>> START

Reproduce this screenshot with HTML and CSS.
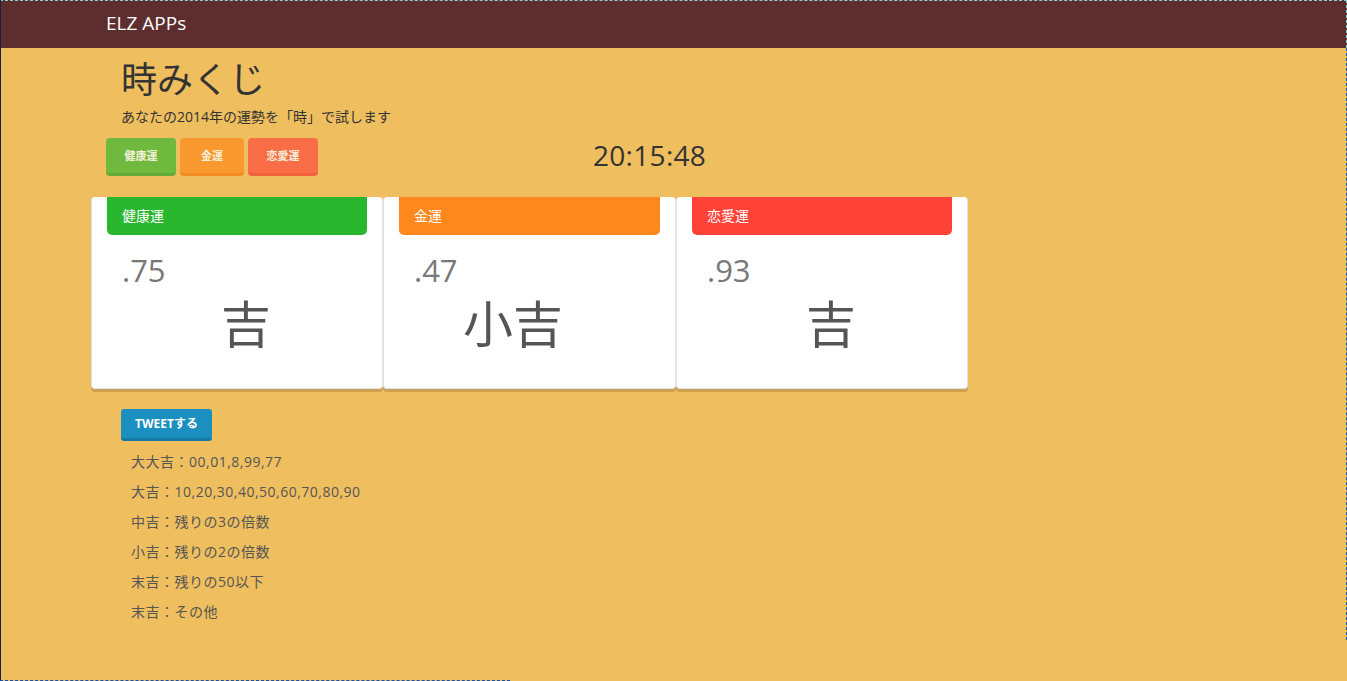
FILE: index.html
```html
<!DOCTYPE html>
<html lang="ja">
<head>
<meta charset="utf-8">
<title>時みくじ</title>
<link rel="stylesheet" href="styles.css">
</head>
<body>
<header class="navbar"><span class="brand">ELZ APPs</span></header>
<main class="container">
  <h1 class="title">時みくじ</h1>
  <p class="lead">あなたの2014年の運勢を「時」で試します</p>
  <div class="toolbar">
    <div class="btns">
      <span class="btn btn-green">健康運</span>
      <span class="btn btn-orange">金運</span>
      <span class="btn btn-red">恋愛運</span>
    </div>
    <div class="clock">20:15:48</div>
  </div>
  <div class="cards">
    <div class="card">
      <div class="card-head head-green">健康運</div>
      <div class="num">.75</div>
      <div class="luck">吉</div>
    </div>
    <div class="card">
      <div class="card-head head-orange">金運</div>
      <div class="num">.47</div>
      <div class="luck">小吉</div>
    </div>
    <div class="card">
      <div class="card-head head-red">恋愛運</div>
      <div class="num">.93</div>
      <div class="luck">吉</div>
    </div>
  </div>
  <span class="tweet">TWEETする</span>
  <ul class="rules">
    <li>大大吉：00,01,8,99,77</li>
    <li>大吉：10,20,30,40,50,60,70,80,90</li>
    <li>中吉：残りの3の倍数</li>
    <li>小吉：残りの2の倍数</li>
    <li>末吉：残りの50以下</li>
    <li>末吉：その他</li>
  </ul>
</main>
<div class="frame-top"></div>
<div class="frame-left"></div>
<div class="frame-right-a"></div>
<div class="frame-right-b"></div>
<div class="frame-bottom"></div>
</body>
</html>
```
FILE: styles.css
```css
html, body {
  margin: 0;
  padding: 0;
  height: 100%;
}
body {
  background: #efbe5f;
  font-family: "Open Sans", "Noto Sans CJK JP", sans-serif;
  color: #333;
  overflow: hidden;
}
.navbar {
  height: 48px;
  background: #5e2e2f;
  display: flex;
  align-items: center;
}
.brand {
  margin-left: 106px;
  color: #fff;
  font-size: 19px;
  margin-top: -2px;
}
.container {
  padding-left: 91px;
}
.title {
  margin: 6px 0 0 30px;
  font-size: 36px;
  font-weight: normal;
  line-height: 46px;
  color: #333;
  font-family: "Noto Sans CJK JP", sans-serif;
}
.lead {
  margin: 7px 0 0 30px;
  font-size: 14px;
  line-height: 20px;
  color: #333;
}
.toolbar {
  display: flex;
  align-items: center;
  margin-top: 11px;
  margin-left: 15px;
}
.btns {
  display: flex;
  gap: 4px;
}
.btn {
  display: block;
  height: 35px;
  line-height: 35px;
  border-bottom: 3px solid;
  border-radius: 4px;
  font-size: 11px;
  font-weight: bold;
  color: #f4f0d8;
  text-align: center;
  font-family: "Noto Sans CJK JP", sans-serif;
}
.btn-green { width: 70px; background: #6fba3e; border-color: #64aa36; }
.btn-orange { width: 64px; background: #f9982f; border-color: #f28c22; }
.btn-red { width: 70px; background: #f96d47; border-color: #f0603a; }
.clock {
  margin-left: 275px;
  font-size: 28px;
  color: #333;
  letter-spacing: 0.3px;
  margin-top: -4px;
}
.cards {
  display: grid;
  grid-template-columns: 292px 293px 292px;
  margin-top: 21px;
}
.card {
  background: #fff;
  height: 192px;
  border-radius: 4px;
  border: 1px solid #e2e2e2;
  border-top: none;
  box-sizing: border-box;
  box-shadow: 0 3px 0 #cfa154;
}
.card-head {
  margin: 0 15px;
  height: 38px;
  line-height: 37px;
  border-radius: 0 0 5px 5px;
  color: #fff;
  font-size: 14px;
  padding-left: 15px;
  font-family: "Noto Sans CJK JP", sans-serif;
}
.head-green { background: #28b72f; }
.head-orange { background: #fe871e; }
.head-red { background: #ff4238; }
.num {
  margin: 16px 0 0 30px;
  font-size: 31px;
  line-height: 38px;
  color: #787878;
}
.luck {
  width: 179px;
  text-align: right;
  font-size: 50px;
  line-height: 60px;
  margin-top: 2px;
  color: #555;
  font-family: "Noto Sans CJK JP", sans-serif;
}
.tweet {
  display: inline-block;
  margin: 20px 0 0 30px;
  width: 91px;
  height: 29px;
  line-height: 29px;
  background: #1b8fbf;
  border-bottom: 3px solid #147ba6;
  border-radius: 3px;
  color: #fff;
  font-size: 12px;
  font-weight: bold;
  text-align: center;
}
.rules {
  list-style: none;
  margin: 6px 0 0 40px;
  padding: 0;
}
.rules li {
  font-size: 14px;
  letter-spacing: 0.5px;
  line-height: 30px;
  color: #555;
}
.frame-top {
  position: fixed;
  top: 0; left: 0; right: 0;
  border-top: 1px dashed #8ecfd4;
}
.frame-left {
  position: fixed;
  top: 0; bottom: 0; left: 0;
  border-left: 1px solid #1b1d45;
}
.frame-right-a {
  position: fixed;
  top: 0; right: 0; height: 48px;
  border-right: 1px dashed #8ecfd4;
}
.frame-right-b {
  position: fixed;
  top: 48px; right: 0; height: 592px;
  border-right: 1px dashed #1450b8;
}
.frame-bottom {
  position: fixed;
  bottom: 0; left: 0; width: 510px;
  border-bottom: 1px dashed #1450b8;
}
```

>> END

Written request:
Repeat the data exactly, excluding the pictures.

Task response:
Reproduce this screenshot with HTML and CSS.
FILE: index.html
```html
<!DOCTYPE html>
<html lang="ja">
<head>
<meta charset="utf-8">
<title>時みくじ</title>
<link rel="stylesheet" href="styles.css">
</head>
<body>
<header class="navbar"><span class="brand">ELZ APPs</span></header>
<main class="container">
  <h1 class="title">時みくじ</h1>
  <p class="lead">あなたの2014年の運勢を「時」で試します</p>
  <div class="toolbar">
    <div class="btns">
      <span class="btn btn-green">健康運</span>
      <span class="btn btn-orange">金運</span>
      <span class="btn btn-red">恋愛運</span>
    </div>
    <div class="clock">20:15:48</div>
  </div>
  <div class="cards">
    <div class="card">
      <div class="card-head head-green">健康運</div>
      <div class="num">.75</div>
      <div class="luck">吉</div>
    </div>
    <div class="card">
      <div class="card-head head-orange">金運</div>
      <div class="num">.47</div>
      <div class="luck">小吉</div>
    </div>
    <div class="card">
      <div class="card-head head-red">恋愛運</div>
      <div class="num">.93</div>
      <div class="luck">吉</div>
    </div>
  </div>
  <span class="tweet">TWEETする</span>
  <ul class="rules">
    <li>大大吉：00,01,8,99,77</li>
    <li>大吉：10,20,30,40,50,60,70,80,90</li>
    <li>中吉：残りの3の倍数</li>
    <li>小吉：残りの2の倍数</li>
    <li>末吉：残りの50以下</li>
    <li>末吉：その他</li>
  </ul>
</main>
<div class="frame-top"></div>
<div class="frame-left"></div>
<div class="frame-right-a"></div>
<div class="frame-right-b"></div>
<div class="frame-bottom"></div>
</body>
</html>
```
FILE: styles.css
```css
html, body {
  margin: 0;
  padding: 0;
  height: 100%;
}
body {
  background: #efbe5f;
  font-family: "Open Sans", "Noto Sans CJK JP", sans-serif;
  color: #333;
  overflow: hidden;
}
.navbar {
  height: 48px;
  background: #5e2e2f;
  display: flex;
  align-items: center;
}
.brand {
  margin-left: 106px;
  color: #fff;
  font-size: 19px;
  margin-top: -2px;
}
.container {
  padding-left: 91px;
}
.title {
  margin: 6px 0 0 30px;
  font-size: 36px;
  font-weight: normal;
  line-height: 46px;
  color: #333;
  font-family: "Noto Sans CJK JP", sans-serif;
}
.lead {
  margin: 7px 0 0 30px;
  font-size: 14px;
  line-height: 20px;
  color: #333;
}
.toolbar {
  display: flex;
  align-items: center;
  margin-top: 11px;
  margin-left: 15px;
}
.btns {
  display: flex;
  gap: 4px;
}
.btn {
  display: block;
  height: 35px;
  line-height: 35px;
  border-bottom: 3px solid;
  border-radius: 4px;
  font-size: 11px;
  font-weight: bold;
  color: #f4f0d8;
  text-align: center;
  font-family: "Noto Sans CJK JP", sans-serif;
}
.btn-green { width: 70px; background: #6fba3e; border-color: #64aa36; }
.btn-orange { width: 64px; background: #f9982f; border-color: #f28c22; }
.btn-red { width: 70px; background: #f96d47; border-color: #f0603a; }
.clock {
  margin-left: 275px;
  font-size: 28px;
  color: #333;
  letter-spacing: 0.3px;
  margin-top: -4px;
}
.cards {
  display: grid;
  grid-template-columns: 292px 293px 292px;
  margin-top: 21px;
}
.card {
  background: #fff;
  height: 192px;
  border-radius: 4px;
  border: 1px solid #e2e2e2;
  border-top: none;
  box-sizing: border-box;
  box-shadow: 0 3px 0 #cfa154;
}
.card-head {
  margin: 0 15px;
  height: 38px;
  line-height: 37px;
  border-radius: 0 0 5px 5px;
  color: #fff;
  font-size: 14px;
  padding-left: 15px;
  font-family: "Noto Sans CJK JP", sans-serif;
}
.head-green { background: #28b72f; }
.head-orange { background: #fe871e; }
.head-red { background: #ff4238; }
.num {
  margin: 16px 0 0 30px;
  font-size: 31px;
  line-height: 38px;
  color: #787878;
}
.luck {
  width: 179px;
  text-align: right;
  font-size: 50px;
  line-height: 60px;
  margin-top: 2px;
  color: #555;
  font-family: "Noto Sans CJK JP", sans-serif;
}
.tweet {
  display: inline-block;
  margin: 20px 0 0 30px;
  width: 91px;
  height: 29px;
  line-height: 29px;
  background: #1b8fbf;
  border-bottom: 3px solid #147ba6;
  border-radius: 3px;
  color: #fff;
  font-size: 12px;
  font-weight: bold;
  text-align: center;
}
.rules {
  list-style: none;
  margin: 6px 0 0 40px;
  padding: 0;
}
.rules li {
  font-size: 14px;
  letter-spacing: 0.5px;
  line-height: 30px;
  color: #555;
}
.frame-top {
  position: fixed;
  top: 0; left: 0; right: 0;
  border-top: 1px dashed #8ecfd4;
}
.frame-left {
  position: fixed;
  top: 0; bottom: 0; left: 0;
  border-left: 1px solid #1b1d45;
}
.frame-right-a {
  position: fixed;
  top: 0; right: 0; height: 48px;
  border-right: 1px dashed #8ecfd4;
}
.frame-right-b {
  position: fixed;
  top: 48px; right: 0; height: 592px;
  border-right: 1px dashed #1450b8;
}
.frame-bottom {
  position: fixed;
  bottom: 0; left: 0; width: 510px;
  border-bottom: 1px dashed #1450b8;
}
```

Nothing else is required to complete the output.